Her knowledge of American politics seems alarmingly lacking despite being an object of continued analysis. She seems unable to tell the difference between neoliberals, neoconservatives and traditional conservatives; neoconservatism, in her view, began with the election of a Republican Congress in 1994. I cannot even see a possible way that one could plausibly argue that this is the case, and thankfully for Klein's sake she merely states it without attempting to justify it. One cannot help but think that she merely labeled all of these people as enemies some years ago and does not consider it necessary to distinguish between them; even more alarmingly, she does not consider it necessary to be credible on this count to win over her readers. One is left wondering just who exactly these readers are hence supposed to be.

There are also problems with the detail of her argument. If we leave aside the fact that she is only interested in shocks inflicted by right-wing governments, there is also the fact that her definition of "shock" seems highly malleable. The murder of tens of thousands of people across Latin America's Southern Cone, the brief imprisonment of trade union leaders in Bolivia, the British invasion of the Falkland Islands, and Boris Yeltsin's shelling of the Russian Duma are all counted as "shocks" despite their obvious differences and scales. At times it feels like Klein is redefining relatively minor events as "shocks" so she can compare them to events that were unquestionably more dramatic and broad in their impact.

The reason Klein is forced to play fast and loose with context and to conflate cause and effect is because she has commited herself to a monocausal explanation. Her book is in the tradition of historical materialism, seeing everything from an economic perspective and denying the impact of other factors; although because she cannot adequately explain how the economists promoting "shock therapy" would gain from it personally, she allows ideas a role by the backdoor. This role, however, is limited only to them, presumably marking economists as a superhuman breed not swayed by the economic motives that animate everyone else in her book.
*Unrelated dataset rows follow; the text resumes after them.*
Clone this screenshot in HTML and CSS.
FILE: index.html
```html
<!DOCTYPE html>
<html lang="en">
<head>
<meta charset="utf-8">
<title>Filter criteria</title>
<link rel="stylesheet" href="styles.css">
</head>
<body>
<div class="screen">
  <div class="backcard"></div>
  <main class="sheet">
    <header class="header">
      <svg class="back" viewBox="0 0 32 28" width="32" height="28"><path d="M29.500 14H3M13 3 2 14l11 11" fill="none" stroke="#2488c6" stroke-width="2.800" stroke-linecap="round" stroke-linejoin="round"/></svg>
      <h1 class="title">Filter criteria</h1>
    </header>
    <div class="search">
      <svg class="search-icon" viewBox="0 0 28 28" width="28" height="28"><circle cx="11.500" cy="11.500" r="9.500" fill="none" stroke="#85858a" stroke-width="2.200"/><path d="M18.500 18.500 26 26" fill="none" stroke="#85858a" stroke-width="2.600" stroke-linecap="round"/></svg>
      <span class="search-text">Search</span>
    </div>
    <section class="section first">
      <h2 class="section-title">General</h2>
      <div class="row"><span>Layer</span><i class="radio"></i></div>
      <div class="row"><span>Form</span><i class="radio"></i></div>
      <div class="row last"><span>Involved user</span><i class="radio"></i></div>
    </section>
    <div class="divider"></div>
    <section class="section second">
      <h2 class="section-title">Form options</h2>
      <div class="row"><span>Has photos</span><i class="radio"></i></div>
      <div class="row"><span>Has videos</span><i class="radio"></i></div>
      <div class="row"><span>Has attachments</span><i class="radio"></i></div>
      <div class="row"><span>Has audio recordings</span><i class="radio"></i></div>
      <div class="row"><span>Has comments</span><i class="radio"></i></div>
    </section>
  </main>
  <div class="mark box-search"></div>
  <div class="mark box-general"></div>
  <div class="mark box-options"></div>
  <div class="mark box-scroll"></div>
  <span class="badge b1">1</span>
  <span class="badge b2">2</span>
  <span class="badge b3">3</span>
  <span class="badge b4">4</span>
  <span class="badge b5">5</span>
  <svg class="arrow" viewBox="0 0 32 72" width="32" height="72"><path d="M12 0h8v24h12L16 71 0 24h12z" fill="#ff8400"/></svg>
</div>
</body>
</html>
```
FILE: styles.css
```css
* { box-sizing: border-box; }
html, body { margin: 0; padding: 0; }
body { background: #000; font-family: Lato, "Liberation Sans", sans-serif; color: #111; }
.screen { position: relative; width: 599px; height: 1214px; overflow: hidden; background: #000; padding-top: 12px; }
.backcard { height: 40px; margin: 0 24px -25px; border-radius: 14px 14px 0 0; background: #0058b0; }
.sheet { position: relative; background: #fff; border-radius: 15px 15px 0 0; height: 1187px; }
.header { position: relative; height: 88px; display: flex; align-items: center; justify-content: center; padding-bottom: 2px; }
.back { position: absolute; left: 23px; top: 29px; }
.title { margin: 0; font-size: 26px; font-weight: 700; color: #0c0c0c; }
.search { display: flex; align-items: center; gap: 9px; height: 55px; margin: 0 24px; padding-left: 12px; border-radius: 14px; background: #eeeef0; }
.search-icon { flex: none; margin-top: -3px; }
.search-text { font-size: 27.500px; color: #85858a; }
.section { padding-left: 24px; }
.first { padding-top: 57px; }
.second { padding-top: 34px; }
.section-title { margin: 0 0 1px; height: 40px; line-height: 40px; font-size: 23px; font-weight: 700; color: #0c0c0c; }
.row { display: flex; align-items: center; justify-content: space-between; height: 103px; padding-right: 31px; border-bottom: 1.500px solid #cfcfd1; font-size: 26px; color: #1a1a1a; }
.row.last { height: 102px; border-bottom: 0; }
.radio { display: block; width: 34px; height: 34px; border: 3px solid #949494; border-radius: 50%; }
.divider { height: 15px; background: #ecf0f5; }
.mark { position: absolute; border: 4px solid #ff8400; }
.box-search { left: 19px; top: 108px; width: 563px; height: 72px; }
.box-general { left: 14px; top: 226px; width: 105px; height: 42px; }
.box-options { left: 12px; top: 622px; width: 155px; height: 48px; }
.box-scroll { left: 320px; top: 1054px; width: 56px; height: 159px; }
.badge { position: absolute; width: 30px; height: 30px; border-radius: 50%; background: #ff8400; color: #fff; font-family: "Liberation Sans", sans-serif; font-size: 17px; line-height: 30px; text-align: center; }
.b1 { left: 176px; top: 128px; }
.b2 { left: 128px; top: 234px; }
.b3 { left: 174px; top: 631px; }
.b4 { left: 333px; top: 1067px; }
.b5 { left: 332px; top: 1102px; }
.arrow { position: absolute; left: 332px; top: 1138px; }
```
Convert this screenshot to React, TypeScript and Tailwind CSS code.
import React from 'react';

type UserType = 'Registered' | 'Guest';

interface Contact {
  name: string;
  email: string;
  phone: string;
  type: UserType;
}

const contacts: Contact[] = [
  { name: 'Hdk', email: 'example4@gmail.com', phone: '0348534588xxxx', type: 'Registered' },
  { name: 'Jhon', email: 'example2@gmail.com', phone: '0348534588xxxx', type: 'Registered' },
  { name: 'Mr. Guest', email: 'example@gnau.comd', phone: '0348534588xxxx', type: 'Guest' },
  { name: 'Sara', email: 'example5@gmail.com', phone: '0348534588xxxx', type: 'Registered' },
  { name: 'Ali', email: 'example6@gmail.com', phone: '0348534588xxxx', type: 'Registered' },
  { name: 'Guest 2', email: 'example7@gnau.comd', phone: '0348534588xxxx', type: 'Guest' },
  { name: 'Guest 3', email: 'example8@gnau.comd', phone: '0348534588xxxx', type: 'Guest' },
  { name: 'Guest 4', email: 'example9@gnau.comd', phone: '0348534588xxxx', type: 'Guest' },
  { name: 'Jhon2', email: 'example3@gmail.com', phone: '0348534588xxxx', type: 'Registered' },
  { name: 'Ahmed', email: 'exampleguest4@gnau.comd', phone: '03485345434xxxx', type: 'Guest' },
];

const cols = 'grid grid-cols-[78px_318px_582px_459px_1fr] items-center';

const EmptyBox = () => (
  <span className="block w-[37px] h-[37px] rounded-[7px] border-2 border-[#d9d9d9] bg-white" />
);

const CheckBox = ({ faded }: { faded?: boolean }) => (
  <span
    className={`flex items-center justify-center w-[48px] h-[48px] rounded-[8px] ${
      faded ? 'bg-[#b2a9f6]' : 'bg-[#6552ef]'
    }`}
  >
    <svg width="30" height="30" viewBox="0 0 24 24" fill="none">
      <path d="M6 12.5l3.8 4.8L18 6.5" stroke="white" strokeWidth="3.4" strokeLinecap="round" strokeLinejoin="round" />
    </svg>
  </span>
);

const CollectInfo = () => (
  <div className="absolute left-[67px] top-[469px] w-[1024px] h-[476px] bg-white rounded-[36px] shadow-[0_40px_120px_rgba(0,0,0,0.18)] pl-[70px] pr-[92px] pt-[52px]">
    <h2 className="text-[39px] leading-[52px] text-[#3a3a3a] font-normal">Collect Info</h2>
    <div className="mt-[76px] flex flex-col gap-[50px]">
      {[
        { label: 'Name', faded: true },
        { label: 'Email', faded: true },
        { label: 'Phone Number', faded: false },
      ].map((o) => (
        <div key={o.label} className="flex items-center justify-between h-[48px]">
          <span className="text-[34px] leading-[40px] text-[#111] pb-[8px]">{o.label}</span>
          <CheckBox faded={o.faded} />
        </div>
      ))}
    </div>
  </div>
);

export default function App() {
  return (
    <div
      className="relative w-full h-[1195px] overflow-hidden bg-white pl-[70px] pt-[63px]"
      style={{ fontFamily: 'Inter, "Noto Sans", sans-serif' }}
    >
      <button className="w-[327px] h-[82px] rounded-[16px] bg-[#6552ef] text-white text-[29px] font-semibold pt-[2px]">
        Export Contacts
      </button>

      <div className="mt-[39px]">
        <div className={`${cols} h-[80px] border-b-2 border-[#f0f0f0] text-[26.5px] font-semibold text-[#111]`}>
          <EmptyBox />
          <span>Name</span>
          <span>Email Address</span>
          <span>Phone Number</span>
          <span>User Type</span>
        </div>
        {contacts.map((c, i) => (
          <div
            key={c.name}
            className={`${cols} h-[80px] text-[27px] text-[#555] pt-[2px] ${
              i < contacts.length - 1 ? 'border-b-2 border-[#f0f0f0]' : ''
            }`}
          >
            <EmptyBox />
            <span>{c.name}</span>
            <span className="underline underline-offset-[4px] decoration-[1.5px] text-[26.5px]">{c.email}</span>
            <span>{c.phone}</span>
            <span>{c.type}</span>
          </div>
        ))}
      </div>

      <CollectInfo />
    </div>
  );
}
The other exception are the left-wing activists who opposed shock therapy, who form the other side of this battle; always pure, always animated by noble ideas, and always thwarted from creating their utopia by the vast global conspiracy of right-wingers and disaster capitalists, these figures are as inhuman and un-historical as the evil manipulators of investment and financial markets. By reducing the history of 35 years to a simple morality play of if-onlys and but-maybes, Klein does a great disservice to the history and autonomy of the substantial part of humanity that she examines. Ripped out of reality and context, they are all merely pathetic victims of globalization, which appears as the only source of evil in the world. The beauty and plausibility of Klein's idea may be its simplicity, but it warns us that we are in the presence of a story far too neat to explain what it purports to. Human beings and their problems are rarely so simple.

1. "Naomi Klein's new book a lightning rod", The Star (Toronto), http://www.thestar.com/entertainment/Books/article/252778

2. It is of course not Israel's fault that its economy developed in this way, as predicating its economy on trading with the hostile Arab countries was a recipe for extinction. Israel is one of the most interesting examples of a country using its comparative advantage for economic growth, and the post-9/11 boom in private security, intelligence and counter-terrorism companies was bound to benefit Israel disproportionately because of its decades of experience in these matters. This is not conspiracy; it is just the market.